Regular revenues are also starting to develop. Growing from around $70 million in 2015 to $120 million last year, the IAB predicts US podcast advertising revenues reaching $220 million by the end of 2017 – growth of 85 percent.
The BBC’s early entry into podcasting may have skewed the commercial podcasting scene in the UK. The easy availability of quality podcasts without ads set an ad-free tone early on, so much so that podcast advertising in the UK is largely untracked.
But exposure to US podcasts sponsored by mattress companies, ingredient delivery businesses and email and web development services may be changing that. Network advertising sales, like that provided by the Swedish business Acast, are also making advertising an easier proposition.
Other monetisation options include direct sponsorship, increasingly popular for niche audiences, and subscriber revenues, generally fulfilled through the Patreon online membership platform. Live recordings, ticketed events where the audience comes to hear and participate in the podcast recording, are also becoming popular.
Professional podcasting
Making a podcast is not rocket science – you can make one on your phone. If you don’t believe me, just Google the phrase ‘make a podcast on your phone’… and that’s why there will soon be half a million podcasts on iTunes.
There’s no question that the growth of podcast output over the last two or three years has been phenomenal, but just like the blogosphere that spawned it, quantity seldom equates to quality. The fact you can make a podcast on your phone means it’s easy to make a really bad podcast on your phone.

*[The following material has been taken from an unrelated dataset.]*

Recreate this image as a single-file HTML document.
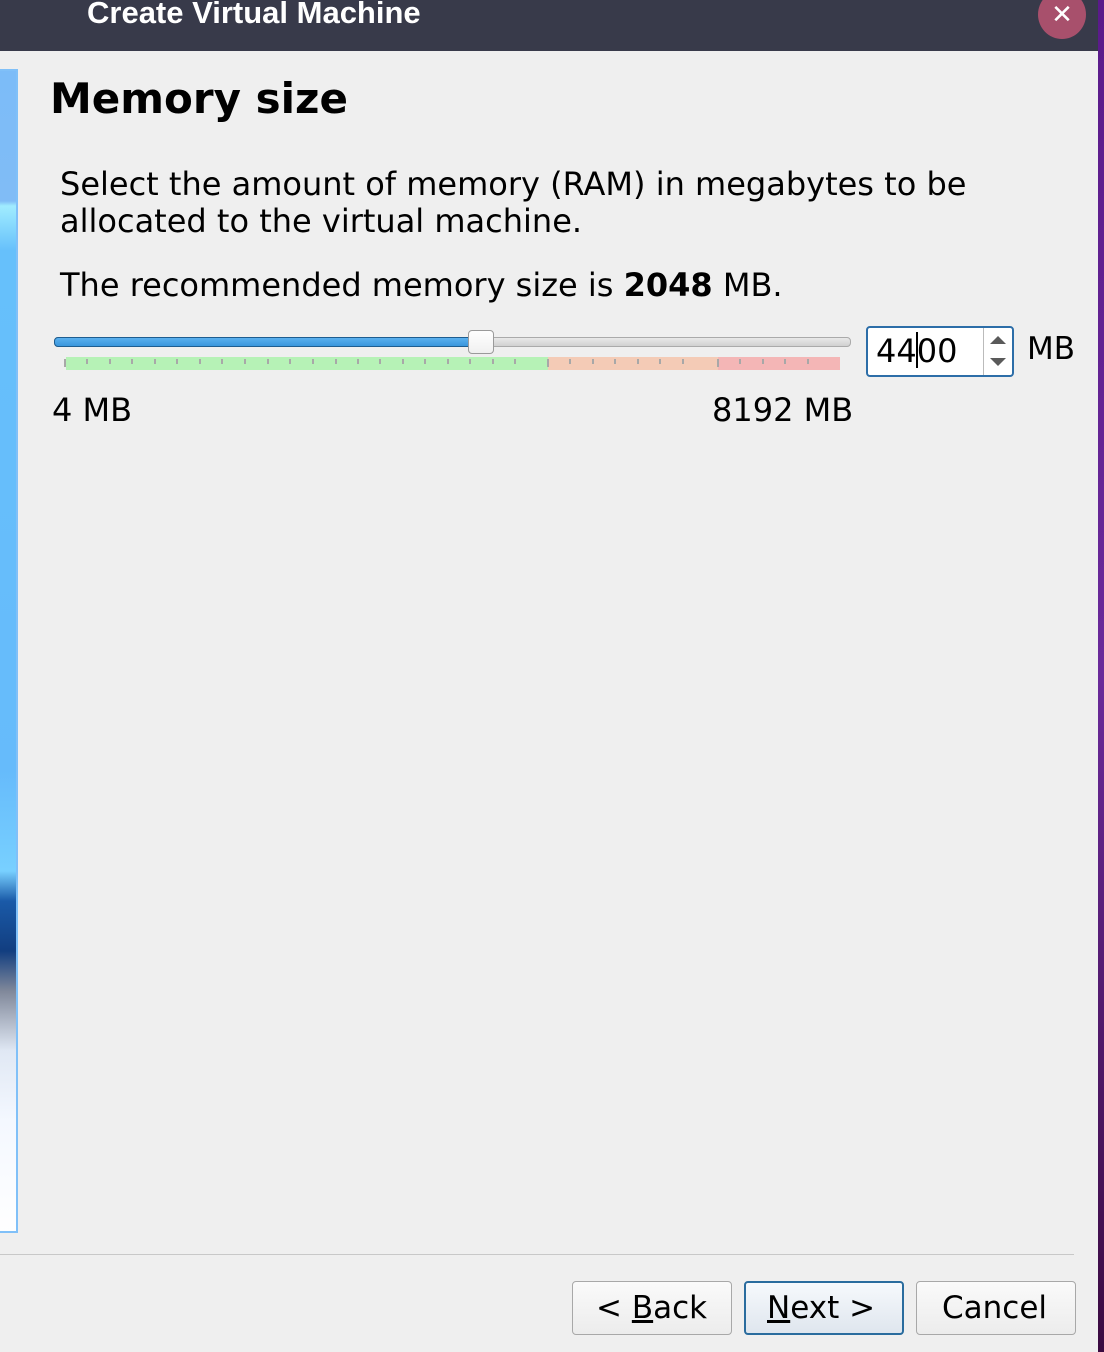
<!DOCTYPE html>
<html><head><meta charset="utf-8"><style>
*{margin:0;padding:0;box-sizing:border-box}
body{width:1104px;height:1352px;background:#efefef;position:relative;overflow:hidden;font-family:"DejaVu Sans","Liberation Sans",sans-serif;color:#000}
.abs{position:absolute}
#bar{left:0;top:0;width:1098px;height:51px;background:#383a4a}
#bar .t{left:87px;top:-5px;font:bold 31px "Liberation Sans",sans-serif;color:#fff;white-space:nowrap}
#close{left:1038px;top:-10px;width:48px;height:49px;border-radius:50%;background:#a8506c;color:#fff;font:bold 26px "DejaVu Sans",sans-serif;text-align:center;line-height:50px}
#edge{left:1098px;top:0;width:6px;height:1352px;background:linear-gradient(#5a1a8a,#6a2a9a 50%,#3a0a40)}
#strip{left:0;top:69px;width:18px;height:1164px;border:2px solid #80c0f8;border-left:none;background:linear-gradient(#7cbcf8 0,#80bcf6 130px,#a0ecff 135px,#66c0fb 180px,#66bbfb 700px,#78d0ff 800px,#1a5aa8 830px,#123e80 880px,#80889a 920px,#e0e8f4 980px,#f4f8ff 1050px,#fff 1164px)}
.txt{font-size:32px;white-space:nowrap}
</style></head><body>
<div id="bar" class="abs"><div class="t abs">Create Virtual Machine</div></div>
<div id="close" class="abs">✕</div>
<div id="edge" class="abs"></div>
<div id="strip" class="abs"></div>
<div class="abs" style="left:50px;top:74px;font-weight:bold;font-size:42px;white-space:nowrap">Memory size</div>
<div class="abs txt" style="left:60px;top:166px;line-height:37px">Select the amount of memory (RAM) in megabytes to be<br>allocated to the virtual machine.</div>
<div class="abs txt" style="left:60px;top:266px">The recommended memory size is <b>2048</b> MB.</div>
<div class="abs" style="left:54px;top:337px;width:797px;height:10px;border-radius:4px;background:linear-gradient(#e8e8e8,#d0d0d0);border:1px solid #aaa"></div>
<div class="abs" style="left:54px;top:337px;width:430px;height:10px;border-radius:4px;background:linear-gradient(#5ab0ee,#3a96dc);border:1px solid #1e5d90"></div>
<div class="abs" style="left:468px;top:330px;width:26px;height:24px;border-radius:4px;background:linear-gradient(#fff,#f0f0f0);border:1px solid #9a9a9a"></div>
<div class="abs" style="left:66px;top:357px;width:482px;height:13px;background:#b6f2b6"></div>
<div class="abs" style="left:548px;top:357px;width:170px;height:13px;background:#f4cbb6"></div>
<div class="abs" style="left:718px;top:357px;width:122px;height:13px;background:#f4b6b6"></div>
<svg class="abs" style="left:0;top:0" width="1104" height="400">
<g stroke="#a8a8a8" stroke-width="2">
<path d="M65 359v8 M87 359v5 M110 359v5 M132 359v5 M155 359v5 M177 359v5 M200 359v5 M222 359v5 M245 359v5 M268 359v5 M290 359v5 M313 359v5 M336 359v5 M358 359v5 M380 359v5 M403 359v5 M425 359v5 M448 359v5 M470 359v5 M493 359v5 M515 359v5 M548 359v8 M570 359v5 M593 359v5 M615 359v5 M638 359v5 M660 359v5 M683 359v5 M718 359v8 M740 359v5 M763 359v5 M785 359v5 M808 359v5"/>
</g></svg>
<div class="abs txt" style="left:52px;top:391px">4 MB</div>
<div class="abs txt" style="left:712px;top:391px">8192 MB</div>
<div class="abs" style="left:866px;top:326px;width:148px;height:51px;border:2px solid #2d6ea8;border-radius:4px;background:#fff"></div>
<div class="abs" style="left:983px;top:328px;width:1px;height:47px;background:#bbb"></div>
<div class="abs txt" style="left:876px;top:332px;font-size:32px">44<span style="display:inline-block;width:2px;height:36px;background:#000;vertical-align:-6px;margin:0 -1px"></span>00</div>
<svg class="abs" style="left:986px;top:330px" width="24" height="44"><path d="M4 14l8-8 8 8z M4 28l8 8 8-8z" fill="#5a5a5a"/></svg>
<div class="abs txt" style="left:1027px;top:331px;font-size:31px">MB</div>
<div class="abs" style="left:0;top:1254px;width:1074px;height:1px;background:#c8c8c8"></div>
<div class="abs" style="left:572px;top:1281px;width:160px;height:54px;border:1px solid #a8a8a8;border-radius:4px;background:linear-gradient(#fafafa,#ececec)"></div>
<div class="abs txt" style="left:596px;top:1290px;font-size:31px">&lt; <u>B</u>ack</div>
<div class="abs" style="left:744px;top:1281px;width:160px;height:54px;border:2px solid #2a6c9e;border-radius:4px;background:linear-gradient(#f6f9fc,#dfe6ee)"></div>
<div class="abs txt" style="left:767px;top:1290px;font-size:31px"><u>N</u>ext &gt;</div>
<div class="abs" style="left:916px;top:1281px;width:160px;height:54px;border:1px solid #a8a8a8;border-radius:4px;background:linear-gradient(#fafafa,#ececec)"></div>
<div class="abs txt" style="left:942px;top:1290px;font-size:31px">Cancel</div>
</body></html>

Of the 400,000 or so podcasts listed in Apple’s podcast store, just one percent get anywhere near the 50,000 downloads an episode considered to be the benchmark for a commercially viable show.
A ratio of 100-to-1 commercially viable podcasts is the definition of amateur hour, and that is the heart of the podcast opportunity for publishers.
Professional publishing teams that can set and stick to a schedule, tap expert content creation talent and marshal print and digital audiences at scale, have a real shot at pushing aside some of the 396,000 underperforming podcasts currently clogging up the marketplace.
Even niche publishers who won’t clear that 50,000 benchmark can leverage the trust and credibility that comes with an established publishing brand and its associated audience to add a sustainable podcast to their product mix.
The podcasts currently produced in the UK are many and varied. There’s the occasional international hit, like My Dad Wrote a Porno, but most publisher podcasts sit squarely with the publication’s core subject matter: it’s no surprise that The Empire Magazine Podcast is all about movies.
Echoing niche newsletter strategies, some publishers are zooming into a specific area of audience interest – the UK’s Metro newspaper produces Mentally Yours, a mental health podcast; The New Statesman makes at least four weekly podcasts reflecting the content it publishes in print and online every week, from politics to arts.
The Guardian’s ad-hoc Audio Long Read series takes longform articles from the paper and reads them for listeners, but the paper has also recently ventured into audio drama with the launch of Adulting, a series of ten-minute episodes.
Podcasting in the B2B space is, by definition, specialist, and tight subject matter focus and the importance of expert opinion is perfect podcast fodder.
The Business of Fashion is a daily information resource for fashion creatives, executives and entrepreneurs internationally. The BOF Podcast features a series of new and archival conversations with designers and other fashion industry insiders from Tommy Hilfiger to will.i.am. An initial six-episode launch in October 2017 has stretched to twenty episodes with plans for two new shows every week.
Getting started
Although you can make a podcast on your phone, you probably shouldn’t. A decent desk mic and a nice quiet room without echoes are fairly fundamental, as are decent lapel mics if you want to record interviews away from your office.
There are many, many podcast hardware and software guides out there – my favourites are produced by the good people at The Podcast Host who also do a very good podcast about podcasting, but get on Google and you’ll find loads of advice and information.
In the long run, way more important than your set up, is your strategy and here are a few things you will want to think through as you prepare to deliver on-demand audio:
* Content: The breadth and depth of content published in print and online is matched only by the possibilities for podcasting. That said, the tighter the niche you target, the more loyal the audience will be. The secret to podcasting is to create shows specific enough to be adored, but inclusive enough to attract an audience at a scale that sponsors and advertisers will appreciate.
* Length: There’s no such thing as too long in podcasts, only too boring. The conventional wisdom is that 20 to 30 minutes is the ideal length for a podcast, echoing the average commute, but shorter, snappier daily shows are starting to show up especially in news and business. At the other end of the spectrum, many of the most popular podcasts run to an hour or more, especially interview shows.
* Frequency: Podcasts episodes are launched on all sorts of schedules – daily, weekly, every two weeks, once a month. The sensible thing to do is to set your frequency to match the information cycle in your market. Also think about production requirements – how hard will it be to research, record and publish your content. Producing a ‘chat show’ takes a lot less time and effort than big-ticket audio dramas.
* Discovery: Discoverability is a huge challenge for podcast producers. Regular calls for reviews and ratings on Apple’s podcast store highlight the same sort of discoverability nightmare publishers suffered through with Apple’s Newsstand. But publishers have the advantage of direct audience contact through email newsletters and social media; converting existing magazine and website readers to listeners is easier than finding them fresh.
* Revenue: Advertising networks like Acast offer an easy entry point for publishers into promotional revenue. But if you have established advertising sales resources and relationships, direct sales will offer a more profitable route. There will undoubtedly be client education involved, along with management of expectations around reach and response, but long-term, opportunities to develop tailored advertising content within a podcast will support audience engagement.